Would you transcribe all of the data exactly, down to the last character?

▸ **PROVIDED DATA**
········

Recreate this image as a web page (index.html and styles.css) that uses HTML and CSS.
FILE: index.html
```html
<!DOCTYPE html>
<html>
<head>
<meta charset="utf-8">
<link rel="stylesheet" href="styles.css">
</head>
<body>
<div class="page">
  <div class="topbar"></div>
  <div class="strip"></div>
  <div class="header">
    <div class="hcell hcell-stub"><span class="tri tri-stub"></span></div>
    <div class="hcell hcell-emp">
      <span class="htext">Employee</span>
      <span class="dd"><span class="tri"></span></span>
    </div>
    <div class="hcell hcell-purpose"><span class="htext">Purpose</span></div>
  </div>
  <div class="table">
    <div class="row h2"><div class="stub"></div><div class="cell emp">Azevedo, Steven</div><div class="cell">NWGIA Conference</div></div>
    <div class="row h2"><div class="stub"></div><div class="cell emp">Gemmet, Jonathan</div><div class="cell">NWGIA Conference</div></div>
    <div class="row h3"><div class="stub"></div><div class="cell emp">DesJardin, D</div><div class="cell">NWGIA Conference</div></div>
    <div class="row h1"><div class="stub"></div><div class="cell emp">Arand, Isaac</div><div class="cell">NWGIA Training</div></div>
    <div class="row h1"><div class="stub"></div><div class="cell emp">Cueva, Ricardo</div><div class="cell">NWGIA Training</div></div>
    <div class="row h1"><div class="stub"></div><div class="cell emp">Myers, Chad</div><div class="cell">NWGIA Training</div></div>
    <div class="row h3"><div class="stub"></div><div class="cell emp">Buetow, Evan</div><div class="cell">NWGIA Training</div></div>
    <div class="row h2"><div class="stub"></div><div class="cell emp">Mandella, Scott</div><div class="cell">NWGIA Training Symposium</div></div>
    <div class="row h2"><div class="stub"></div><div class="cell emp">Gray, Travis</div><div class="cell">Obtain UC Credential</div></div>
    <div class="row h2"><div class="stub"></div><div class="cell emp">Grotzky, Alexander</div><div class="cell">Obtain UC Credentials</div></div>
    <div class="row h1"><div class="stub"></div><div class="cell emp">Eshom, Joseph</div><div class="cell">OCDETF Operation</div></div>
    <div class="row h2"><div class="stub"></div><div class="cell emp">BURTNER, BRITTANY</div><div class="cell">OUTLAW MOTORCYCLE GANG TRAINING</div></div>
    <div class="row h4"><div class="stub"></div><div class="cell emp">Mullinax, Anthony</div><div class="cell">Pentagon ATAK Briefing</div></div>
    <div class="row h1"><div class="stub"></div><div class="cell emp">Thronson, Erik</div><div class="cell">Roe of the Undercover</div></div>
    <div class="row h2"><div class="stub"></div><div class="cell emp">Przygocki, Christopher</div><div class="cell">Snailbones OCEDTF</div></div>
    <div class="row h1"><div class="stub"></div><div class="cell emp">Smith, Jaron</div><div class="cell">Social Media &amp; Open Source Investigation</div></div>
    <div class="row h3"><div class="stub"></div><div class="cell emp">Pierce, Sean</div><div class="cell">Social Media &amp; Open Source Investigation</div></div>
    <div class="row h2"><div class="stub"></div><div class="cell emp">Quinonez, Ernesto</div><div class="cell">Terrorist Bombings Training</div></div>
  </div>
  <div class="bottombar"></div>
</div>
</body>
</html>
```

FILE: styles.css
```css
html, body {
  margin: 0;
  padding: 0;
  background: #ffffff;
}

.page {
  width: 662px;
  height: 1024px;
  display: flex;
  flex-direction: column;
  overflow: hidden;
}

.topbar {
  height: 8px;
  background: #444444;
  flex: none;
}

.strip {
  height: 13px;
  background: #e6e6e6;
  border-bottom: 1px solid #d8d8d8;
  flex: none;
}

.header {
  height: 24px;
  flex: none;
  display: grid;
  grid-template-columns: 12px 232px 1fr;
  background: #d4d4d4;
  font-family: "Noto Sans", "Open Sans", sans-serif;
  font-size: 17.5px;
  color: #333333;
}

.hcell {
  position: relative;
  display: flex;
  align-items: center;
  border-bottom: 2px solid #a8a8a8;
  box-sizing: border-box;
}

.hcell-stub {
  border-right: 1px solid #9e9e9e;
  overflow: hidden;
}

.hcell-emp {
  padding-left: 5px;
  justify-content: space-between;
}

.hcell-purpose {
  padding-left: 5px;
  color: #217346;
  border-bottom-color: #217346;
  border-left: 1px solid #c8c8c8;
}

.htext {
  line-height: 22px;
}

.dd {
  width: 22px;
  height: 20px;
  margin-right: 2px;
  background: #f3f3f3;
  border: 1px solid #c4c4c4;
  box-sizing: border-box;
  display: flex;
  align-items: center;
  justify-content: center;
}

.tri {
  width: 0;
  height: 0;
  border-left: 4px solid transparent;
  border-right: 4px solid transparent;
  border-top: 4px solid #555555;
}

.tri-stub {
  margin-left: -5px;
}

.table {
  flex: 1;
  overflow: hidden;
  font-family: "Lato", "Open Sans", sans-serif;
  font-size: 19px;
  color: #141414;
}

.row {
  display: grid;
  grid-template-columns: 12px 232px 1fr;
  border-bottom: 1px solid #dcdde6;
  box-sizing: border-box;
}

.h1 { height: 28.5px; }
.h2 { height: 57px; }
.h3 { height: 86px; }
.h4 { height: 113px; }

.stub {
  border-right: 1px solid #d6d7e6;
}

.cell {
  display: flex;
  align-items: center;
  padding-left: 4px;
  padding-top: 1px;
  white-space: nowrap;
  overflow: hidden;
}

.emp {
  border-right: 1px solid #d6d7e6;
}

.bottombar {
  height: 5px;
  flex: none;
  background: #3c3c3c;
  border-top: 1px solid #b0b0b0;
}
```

········

▸ **THE COMPLETED TASK**
Recreate this image as a web page (index.html and styles.css) that uses HTML and CSS.
FILE: index.html
```html
<!DOCTYPE html>
<html>
<head>
<meta charset="utf-8">
<link rel="stylesheet" href="styles.css">
</head>
<body>
<div class="page">
  <div class="topbar"></div>
  <div class="strip"></div>
  <div class="header">
    <div class="hcell hcell-stub"><span class="tri tri-stub"></span></div>
    <div class="hcell hcell-emp">
      <span class="htext">Employee</span>
      <span class="dd"><span class="tri"></span></span>
    </div>
    <div class="hcell hcell-purpose"><span class="htext">Purpose</span></div>
  </div>
  <div class="table">
    <div class="row h2"><div class="stub"></div><div class="cell emp">Azevedo, Steven</div><div class="cell">NWGIA Conference</div></div>
    <div class="row h2"><div class="stub"></div><div class="cell emp">Gemmet, Jonathan</div><div class="cell">NWGIA Conference</div></div>
    <div class="row h3"><div class="stub"></div><div class="cell emp">DesJardin, D</div><div class="cell">NWGIA Conference</div></div>
    <div class="row h1"><div class="stub"></div><div class="cell emp">Arand, Isaac</div><div class="cell">NWGIA Training</div></div>
    <div class="row h1"><div class="stub"></div><div class="cell emp">Cueva, Ricardo</div><div class="cell">NWGIA Training</div></div>
    <div class="row h1"><div class="stub"></div><div class="cell emp">Myers, Chad</div><div class="cell">NWGIA Training</div></div>
    <div class="row h3"><div class="stub"></div><div class="cell emp">Buetow, Evan</div><div class="cell">NWGIA Training</div></div>
    <div class="row h2"><div class="stub"></div><div class="cell emp">Mandella, Scott</div><div class="cell">NWGIA Training Symposium</div></div>
    <div class="row h2"><div class="stub"></div><div class="cell emp">Gray, Travis</div><div class="cell">Obtain UC Credential</div></div>
    <div class="row h2"><div class="stub"></div><div class="cell emp">Grotzky, Alexander</div><div class="cell">Obtain UC Credentials</div></div>
    <div class="row h1"><div class="stub"></div><div class="cell emp">Eshom, Joseph</div><div class="cell">OCDETF Operation</div></div>
    <div class="row h2"><div class="stub"></div><div class="cell emp">BURTNER, BRITTANY</div><div class="cell">OUTLAW MOTORCYCLE GANG TRAINING</div></div>
    <div class="row h4"><div class="stub"></div><div class="cell emp">Mullinax, Anthony</div><div class="cell">Pentagon ATAK Briefing</div></div>
    <div class="row h1"><div class="stub"></div><div class="cell emp">Thronson, Erik</div><div class="cell">Roe of the Undercover</div></div>
    <div class="row h2"><div class="stub"></div><div class="cell emp">Przygocki, Christopher</div><div class="cell">Snailbones OCEDTF</div></div>
    <div class="row h1"><div class="stub"></div><div class="cell emp">Smith, Jaron</div><div class="cell">Social Media &amp; Open Source Investigation</div></div>
    <div class="row h3"><div class="stub"></div><div class="cell emp">Pierce, Sean</div><div class="cell">Social Media &amp; Open Source Investigation</div></div>
    <div class="row h2"><div class="stub"></div><div class="cell emp">Quinonez, Ernesto</div><div class="cell">Terrorist Bombings Training</div></div>
  </div>
  <div class="bottombar"></div>
</div>
</body>
</html>
```

FILE: styles.css
```css
html, body {
  margin: 0;
  padding: 0;
  background: #ffffff;
}

.page {
  width: 662px;
  height: 1024px;
  display: flex;
  flex-direction: column;
  overflow: hidden;
}

.topbar {
  height: 8px;
  background: #444444;
  flex: none;
}

.strip {
  height: 13px;
  background: #e6e6e6;
  border-bottom: 1px solid #d8d8d8;
  flex: none;
}

.header {
  height: 24px;
  flex: none;
  display: grid;
  grid-template-columns: 12px 232px 1fr;
  background: #d4d4d4;
  font-family: "Noto Sans", "Open Sans", sans-serif;
  font-size: 17.5px;
  color: #333333;
}

.hcell {
  position: relative;
  display: flex;
  align-items: center;
  border-bottom: 2px solid #a8a8a8;
  box-sizing: border-box;
}

.hcell-stub {
  border-right: 1px solid #9e9e9e;
  overflow: hidden;
}

.hcell-emp {
  padding-left: 5px;
  justify-content: space-between;
}

.hcell-purpose {
  padding-left: 5px;
  color: #217346;
  border-bottom-color: #217346;
  border-left: 1px solid #c8c8c8;
}

.htext {
  line-height: 22px;
}

.dd {
  width: 22px;
  height: 20px;
  margin-right: 2px;
  background: #f3f3f3;
  border: 1px solid #c4c4c4;
  box-sizing: border-box;
  display: flex;
  align-items: center;
  justify-content: center;
}

.tri {
  width: 0;
  height: 0;
  border-left: 4px solid transparent;
  border-right: 4px solid transparent;
  border-top: 4px solid #555555;
}

.tri-stub {
  margin-left: -5px;
}

.table {
  flex: 1;
  overflow: hidden;
  font-family: "Lato", "Open Sans", sans-serif;
  font-size: 19px;
  color: #141414;
}

.row {
  display: grid;
  grid-template-columns: 12px 232px 1fr;
  border-bottom: 1px solid #dcdde6;
  box-sizing: border-box;
}

.h1 { height: 28.5px; }
.h2 { height: 57px; }
.h3 { height: 86px; }
.h4 { height: 113px; }

.stub {
  border-right: 1px solid #d6d7e6;
}

.cell {
  display: flex;
  align-items: center;
  padding-left: 4px;
  padding-top: 1px;
  white-space: nowrap;
  overflow: hidden;
}

.emp {
  border-right: 1px solid #d6d7e6;
}

.bottombar {
  height: 5px;
  flex: none;
  background: #3c3c3c;
  border-top: 1px solid #b0b0b0;
}
```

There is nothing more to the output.